Es de lamentar que no haya mucho en la muestra de esta etapa. Compuesta casi íntegramente por obras de la Fundación Forner-Bigatti, la exposición, con una curaduría impecable de Diana Wechsler –que tuvo el buen tino de incluir vitrinas donde se desparraman ejemplares de la biblioteca de Forner, recortes de periódicos y escritos que dan cuenta del papel fundamental de la lectura de la época en la gestación de su obra– funciona como un compendio de puntas de iceberg de la trayectoria de la artista. Hubiera sido lindo presenciar una búsqueda más exhaustiva de piezas pertenecientes a otras colecciones. El proceso creativo de Raquel Forner se vería entonces menos tabicado y tendríamos la fortuna de regodearnos más profundamente en cada etapa de la artista.
En 1960 Forner pinta Luna. Es un retrato del satélite, todavía virgen de pisadas terrícolas, cuyo rostro, rodeado de un amarillo mostaza, ocupa casi todo el cuadro. Si las expresiones en los rostros pintados por Forner llegaban al paroxismo, esta obra aparece como un punto y aparte. El misterio se hace casi abstracto. Pero el drama no desaparece. La luna sangra. Y está llena de pozos oscuros. Hay un presagio y no resulta muy auspicioso que digamos.
De una etapa a otra, Forner parece cambiarlo todo: color, factura, composición, figuración. Pero bajo una mirada más atenta, algunos rasgos continúan latiendo inalterables. Hipnótica hasta la vacuidad, la mirada de sus nuevos personajes continúa errante, ansiando anclar en un punto lejano, hacia adentro o hacia fuera. Desprendidos de la tierra, seres mutantes de carotas redondas y manos de rana intentan flotar en un espacio que los comprime. Ya no son mujeres, son andróginos. Plena década del 60. Forner nunca es más trágica y divertida al mismo tiempo. Y continuaría siéndolo hasta su muerte, en 1988.
En Etapas espacio-temporales (1978), un grupo de parcas o verdugos portando látigos de varias puntas, aquellos inventados especialmente para la flagelación humana, forman un friso gris en la parte inferior del cuadro que sostiene el sector colorinche habitado por cabezotas de múltiples ojos. En actitud ascendente, el conglomerado de seres es coronado en la parte superior del cuadro por un nuevo ser-engendro, con cola de pescado, que parece ser el fruto bobalicón de una relación intrincada.

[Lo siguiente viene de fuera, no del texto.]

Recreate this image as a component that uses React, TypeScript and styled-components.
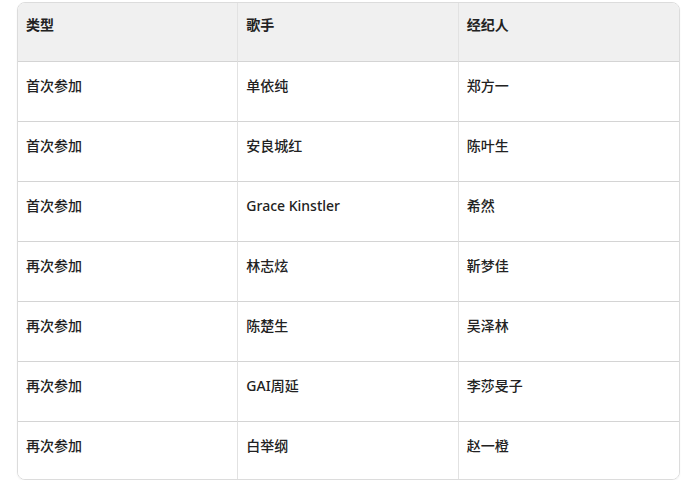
import React from 'react';
import styled, { createGlobalStyle } from 'styled-components';

const GlobalStyle = createGlobalStyle`
  html, body {
    margin: 0;
    padding: 0;
    background: #ffffff;
  }
  body {
    font-family: 'Noto Sans', 'Noto Sans CJK SC', sans-serif;
    color: #222;
  }
`;

const rows = [
  { type: '首次参加', singer: '单依纯', agent: '郑方一' },
  { type: '首次参加', singer: '安良城红', agent: '陈叶生' },
  { type: '首次参加', singer: 'Grace Kinstler', agent: '希然' },
  { type: '再次参加', singer: '林志炫', agent: '靳梦佳' },
  { type: '再次参加', singer: '陈楚生', agent: '吴泽林' },
  { type: '再次参加', singer: 'GAI周延', agent: '李莎旻子' },
  { type: '再次参加', singer: '白举纲', agent: '赵一橙' },
];

const Page = styled.div`
  padding: 2px 11px 0 17px;
`;

const TableWrap = styled.div`
  width: 663px;
  box-sizing: border-box;
  border: 1px solid #dcdcdc;
  border-radius: 8px;
  overflow: hidden;
  box-shadow: 0 1px 2px rgba(0, 0, 0, 0.05);
`;

const Table = styled.table`
  width: 100%;
  border-collapse: separate;
  border-spacing: 0;
  table-layout: fixed;
`;

const Cell = styled.td<{ $head?: boolean; $last?: boolean }>`
  height: ${(p) => (p.$head ? 59 : p.$last ? 57 : 60)}px;
  box-sizing: border-box;
  padding: ${(p) => (p.$head ? 12 : 14)}px 8px 0 8px;
  vertical-align: top;
  text-align: left;
  font-size: 14px;
  line-height: 20px;
  font-weight: ${(p) => (p.$head ? 700 : 500)};
  color: #222;
  background: ${(p) => (p.$head ? '#f0f0f0' : '#ffffff')};
  border-bottom: ${(p) => (p.$last ? 'none' : '1px solid #d4d4d4')};
  border-right: 1px solid #e2e2e2;

  &:last-child {
    border-right: none;
  }
`;

const App = (): JSX.Element => {
  return (
    <>
      <GlobalStyle />
      <Page>
        <TableWrap>
          <Table>
            <thead>
              <tr>
                <Cell as="th" $head>类型</Cell>
                <Cell as="th" $head>歌手</Cell>
                <Cell as="th" $head>经纪人</Cell>
              </tr>
            </thead>
            <tbody>
              {rows.map((r, i) => {
                const last = i === rows.length - 1;
                return (
                  <tr key={i}>
                    <Cell $last={last}>{r.type}</Cell>
                    <Cell $last={last}>{r.singer}</Cell>
                    <Cell $last={last}>{r.agent}</Cell>
                  </tr>
                );
              })}
            </tbody>
          </Table>
        </TableWrap>
      </Page>
    </>
  );
};

export default App;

Si décadas atrás el color mutaba lentamente, prefiriendo transitar el lento pasaje para virar hacia el gris, ahora las zonas grises y los colores saturados se dividen drásticamente. Los embarazos se multiplican, los seres se hinchan como si se hubieran tragado un planeta multitudinario. La visión radiográfica nos ofrece el interior y exterior en simultáneo, con el mismo protagonismo enloquecedor. Una pulsión por conectarlo todo da origen a los cables y venas que recorren el espacio perforando a su paso los cuerpos, horadando las manos (imposible no recordar las manos horadadas de aquellas mujeres de la guerra), siguiendo un itinerario desorbitado, como cordones umbilicales intergalácticos.
Presagios e invenciones de la modernidad es una oportunidad maravillosa para reencontrarnos con una artista radical e indispensable, que supo asumir el acto pictórico como una militancia de la sensibilidad para convertirse en médium de las convulsiones de la época que le tocó vivir.
Raquel Forner
Presagios e invenciones de la modernidad
Del 10 de octubre al 15 de diciembre de 2013
Museo de la Universidad Nacional de Tres de Febrero.